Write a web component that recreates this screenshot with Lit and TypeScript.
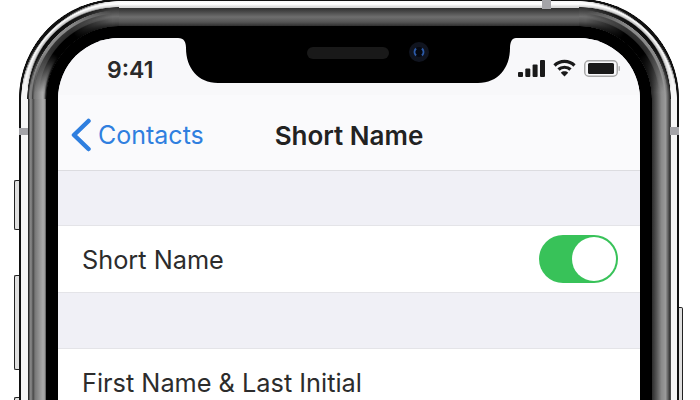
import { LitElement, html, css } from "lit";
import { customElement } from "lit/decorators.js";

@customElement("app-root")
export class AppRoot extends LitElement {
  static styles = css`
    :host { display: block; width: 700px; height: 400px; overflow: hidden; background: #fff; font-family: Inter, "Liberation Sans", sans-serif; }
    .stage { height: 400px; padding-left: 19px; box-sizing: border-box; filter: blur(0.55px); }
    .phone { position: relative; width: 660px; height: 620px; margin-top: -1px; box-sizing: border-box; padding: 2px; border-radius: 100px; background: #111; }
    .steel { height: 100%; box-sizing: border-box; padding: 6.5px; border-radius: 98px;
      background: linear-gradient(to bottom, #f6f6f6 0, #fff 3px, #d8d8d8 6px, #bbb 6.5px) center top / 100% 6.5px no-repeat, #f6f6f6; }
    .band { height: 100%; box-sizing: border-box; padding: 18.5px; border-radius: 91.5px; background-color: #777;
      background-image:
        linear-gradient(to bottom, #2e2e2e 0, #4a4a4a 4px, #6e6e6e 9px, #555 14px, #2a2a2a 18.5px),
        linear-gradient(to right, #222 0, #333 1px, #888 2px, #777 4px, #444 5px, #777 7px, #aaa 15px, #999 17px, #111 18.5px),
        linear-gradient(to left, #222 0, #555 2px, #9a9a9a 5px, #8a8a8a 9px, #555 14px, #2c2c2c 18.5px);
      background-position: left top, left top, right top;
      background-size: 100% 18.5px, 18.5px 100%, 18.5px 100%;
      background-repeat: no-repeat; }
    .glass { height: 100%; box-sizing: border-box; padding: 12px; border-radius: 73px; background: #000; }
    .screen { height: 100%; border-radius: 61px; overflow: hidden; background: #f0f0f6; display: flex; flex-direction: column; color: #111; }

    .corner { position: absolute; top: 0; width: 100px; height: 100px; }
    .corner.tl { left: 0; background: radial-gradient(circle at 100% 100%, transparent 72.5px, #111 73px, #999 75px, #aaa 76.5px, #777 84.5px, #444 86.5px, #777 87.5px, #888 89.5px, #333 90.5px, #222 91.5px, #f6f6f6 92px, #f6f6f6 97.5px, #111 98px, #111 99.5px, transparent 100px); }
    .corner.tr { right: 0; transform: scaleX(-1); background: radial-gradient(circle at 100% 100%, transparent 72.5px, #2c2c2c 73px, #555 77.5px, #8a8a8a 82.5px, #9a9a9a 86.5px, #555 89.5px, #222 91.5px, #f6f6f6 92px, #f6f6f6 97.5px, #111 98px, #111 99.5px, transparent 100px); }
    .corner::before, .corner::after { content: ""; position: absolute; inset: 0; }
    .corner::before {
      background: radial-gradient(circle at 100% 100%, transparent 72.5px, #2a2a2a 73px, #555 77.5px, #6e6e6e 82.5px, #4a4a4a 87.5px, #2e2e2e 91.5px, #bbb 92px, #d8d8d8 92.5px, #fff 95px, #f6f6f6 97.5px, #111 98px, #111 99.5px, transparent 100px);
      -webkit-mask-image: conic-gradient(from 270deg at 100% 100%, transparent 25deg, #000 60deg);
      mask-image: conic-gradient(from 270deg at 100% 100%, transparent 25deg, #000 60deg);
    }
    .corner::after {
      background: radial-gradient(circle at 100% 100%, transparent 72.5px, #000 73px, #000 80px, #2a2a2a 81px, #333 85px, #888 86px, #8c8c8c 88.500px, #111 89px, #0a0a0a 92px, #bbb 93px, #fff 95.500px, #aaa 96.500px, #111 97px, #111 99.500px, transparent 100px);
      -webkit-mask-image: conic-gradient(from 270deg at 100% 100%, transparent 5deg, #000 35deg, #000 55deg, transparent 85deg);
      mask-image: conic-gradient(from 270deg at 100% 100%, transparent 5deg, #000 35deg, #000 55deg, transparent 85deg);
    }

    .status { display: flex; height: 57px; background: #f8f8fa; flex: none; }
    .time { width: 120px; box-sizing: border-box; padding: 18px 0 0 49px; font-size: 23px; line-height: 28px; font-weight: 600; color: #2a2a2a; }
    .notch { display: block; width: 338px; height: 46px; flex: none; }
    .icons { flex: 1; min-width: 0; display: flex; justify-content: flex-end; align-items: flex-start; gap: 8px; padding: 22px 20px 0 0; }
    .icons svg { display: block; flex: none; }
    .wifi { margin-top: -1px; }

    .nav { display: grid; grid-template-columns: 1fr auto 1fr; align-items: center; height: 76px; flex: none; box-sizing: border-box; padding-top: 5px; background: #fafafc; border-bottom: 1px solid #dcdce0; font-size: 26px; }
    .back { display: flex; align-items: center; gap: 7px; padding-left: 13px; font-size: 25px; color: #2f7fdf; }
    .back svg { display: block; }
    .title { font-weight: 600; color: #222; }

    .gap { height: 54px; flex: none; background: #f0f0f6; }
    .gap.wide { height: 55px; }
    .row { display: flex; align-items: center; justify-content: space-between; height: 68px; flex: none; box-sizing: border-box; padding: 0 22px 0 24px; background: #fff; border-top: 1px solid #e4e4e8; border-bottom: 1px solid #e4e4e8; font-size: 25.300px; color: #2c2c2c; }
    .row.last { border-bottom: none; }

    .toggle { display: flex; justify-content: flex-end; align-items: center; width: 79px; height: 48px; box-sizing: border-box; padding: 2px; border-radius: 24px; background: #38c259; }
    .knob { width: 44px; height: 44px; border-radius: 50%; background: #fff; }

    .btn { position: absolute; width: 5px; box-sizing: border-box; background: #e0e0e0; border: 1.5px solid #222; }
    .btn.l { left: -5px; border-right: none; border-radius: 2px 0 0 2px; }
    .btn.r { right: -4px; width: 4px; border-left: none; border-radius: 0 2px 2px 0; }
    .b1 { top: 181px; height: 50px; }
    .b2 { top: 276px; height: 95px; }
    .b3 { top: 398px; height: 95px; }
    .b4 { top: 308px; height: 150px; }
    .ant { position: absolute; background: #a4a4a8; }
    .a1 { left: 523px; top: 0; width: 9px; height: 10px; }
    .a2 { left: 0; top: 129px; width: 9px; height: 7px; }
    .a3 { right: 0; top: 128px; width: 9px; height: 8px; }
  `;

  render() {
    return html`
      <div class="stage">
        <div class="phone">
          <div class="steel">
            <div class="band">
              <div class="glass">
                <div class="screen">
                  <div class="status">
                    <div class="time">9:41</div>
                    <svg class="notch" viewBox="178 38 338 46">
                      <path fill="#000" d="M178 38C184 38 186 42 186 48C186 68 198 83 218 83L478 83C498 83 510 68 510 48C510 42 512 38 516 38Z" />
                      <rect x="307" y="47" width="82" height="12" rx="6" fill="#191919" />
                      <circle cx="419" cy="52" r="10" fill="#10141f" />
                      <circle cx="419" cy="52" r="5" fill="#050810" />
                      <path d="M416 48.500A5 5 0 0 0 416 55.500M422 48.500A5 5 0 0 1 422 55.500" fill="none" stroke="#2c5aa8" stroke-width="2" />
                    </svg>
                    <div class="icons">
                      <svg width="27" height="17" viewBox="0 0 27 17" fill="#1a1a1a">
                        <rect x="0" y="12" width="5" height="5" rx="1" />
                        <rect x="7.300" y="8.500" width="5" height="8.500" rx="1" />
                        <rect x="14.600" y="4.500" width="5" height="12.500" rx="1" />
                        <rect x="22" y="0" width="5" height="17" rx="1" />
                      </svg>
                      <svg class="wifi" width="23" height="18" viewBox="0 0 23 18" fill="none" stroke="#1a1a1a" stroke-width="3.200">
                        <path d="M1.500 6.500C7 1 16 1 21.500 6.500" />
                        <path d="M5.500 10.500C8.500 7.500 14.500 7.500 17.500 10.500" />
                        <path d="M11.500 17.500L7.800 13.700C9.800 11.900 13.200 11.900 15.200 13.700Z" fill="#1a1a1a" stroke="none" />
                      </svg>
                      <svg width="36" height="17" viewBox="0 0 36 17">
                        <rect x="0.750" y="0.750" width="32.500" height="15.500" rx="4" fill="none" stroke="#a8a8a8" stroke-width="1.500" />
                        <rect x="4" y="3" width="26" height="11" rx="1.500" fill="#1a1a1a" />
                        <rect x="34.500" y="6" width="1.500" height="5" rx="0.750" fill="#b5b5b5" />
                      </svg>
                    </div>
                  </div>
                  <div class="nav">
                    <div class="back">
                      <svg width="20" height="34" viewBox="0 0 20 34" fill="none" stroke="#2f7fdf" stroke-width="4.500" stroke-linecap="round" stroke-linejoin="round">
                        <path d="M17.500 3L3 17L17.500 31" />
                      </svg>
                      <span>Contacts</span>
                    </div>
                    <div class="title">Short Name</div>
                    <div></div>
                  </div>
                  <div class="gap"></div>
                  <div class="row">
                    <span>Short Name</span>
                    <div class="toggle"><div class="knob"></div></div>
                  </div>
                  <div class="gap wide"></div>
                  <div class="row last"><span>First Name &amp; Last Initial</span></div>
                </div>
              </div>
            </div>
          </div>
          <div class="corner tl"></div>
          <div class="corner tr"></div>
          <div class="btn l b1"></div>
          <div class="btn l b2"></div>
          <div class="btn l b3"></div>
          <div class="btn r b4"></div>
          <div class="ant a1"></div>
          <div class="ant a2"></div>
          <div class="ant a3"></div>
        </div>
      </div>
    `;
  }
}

━━━━━━━━

◆ What is needed ◆
Make an exact copy of the lines from the top of the material through the line with "100%; border-radius: 61px;", pictures excluded.

◆ Result of this exercise ◆
Write a web component that recreates this screenshot with Lit and TypeScript.
import { LitElement, html, css } from "lit";
import { customElement } from "lit/decorators.js";

@customElement("app-root")
export class AppRoot extends LitElement {
  static styles = css`
    :host { display: block; width: 700px; height: 400px; overflow: hidden; background: #fff; font-family: Inter, "Liberation Sans", sans-serif; }
    .stage { height: 400px; padding-left: 19px; box-sizing: border-box; filter: blur(0.55px); }
    .phone { position: relative; width: 660px; height: 620px; margin-top: -1px; box-sizing: border-box; padding: 2px; border-radius: 100px; background: #111; }
    .steel { height: 100%; box-sizing: border-box; padding: 6.5px; border-radius: 98px;
      background: linear-gradient(to bottom, #f6f6f6 0, #fff 3px, #d8d8d8 6px, #bbb 6.5px) center top / 100% 6.5px no-repeat, #f6f6f6; }
    .band { height: 100%; box-sizing: border-box; padding: 18.5px; border-radius: 91.5px; background-color: #777;
      background-image:
        linear-gradient(to bottom, #2e2e2e 0, #4a4a4a 4px, #6e6e6e 9px, #555 14px, #2a2a2a 18.5px),
        linear-gradient(to right, #222 0, #333 1px, #888 2px, #777 4px, #444 5px, #777 7px, #aaa 15px, #999 17px, #111 18.5px),
        linear-gradient(to left, #222 0, #555 2px, #9a9a9a 5px, #8a8a8a 9px, #555 14px, #2c2c2c 18.5px);
      background-position: left top, left top, right top;
      background-size: 100% 18.5px, 18.5px 100%, 18.5px 100%;
      background-repeat: no-repeat; }
    .glass { height: 100%; box-sizing: border-box; padding: 12px; border-radius: 73px; background: #000; }
    .screen { height: 100%; border-radius: 61px; overflow: hidden; background: #f0f0f6; display: flex; flex-direction: column; color: #111; }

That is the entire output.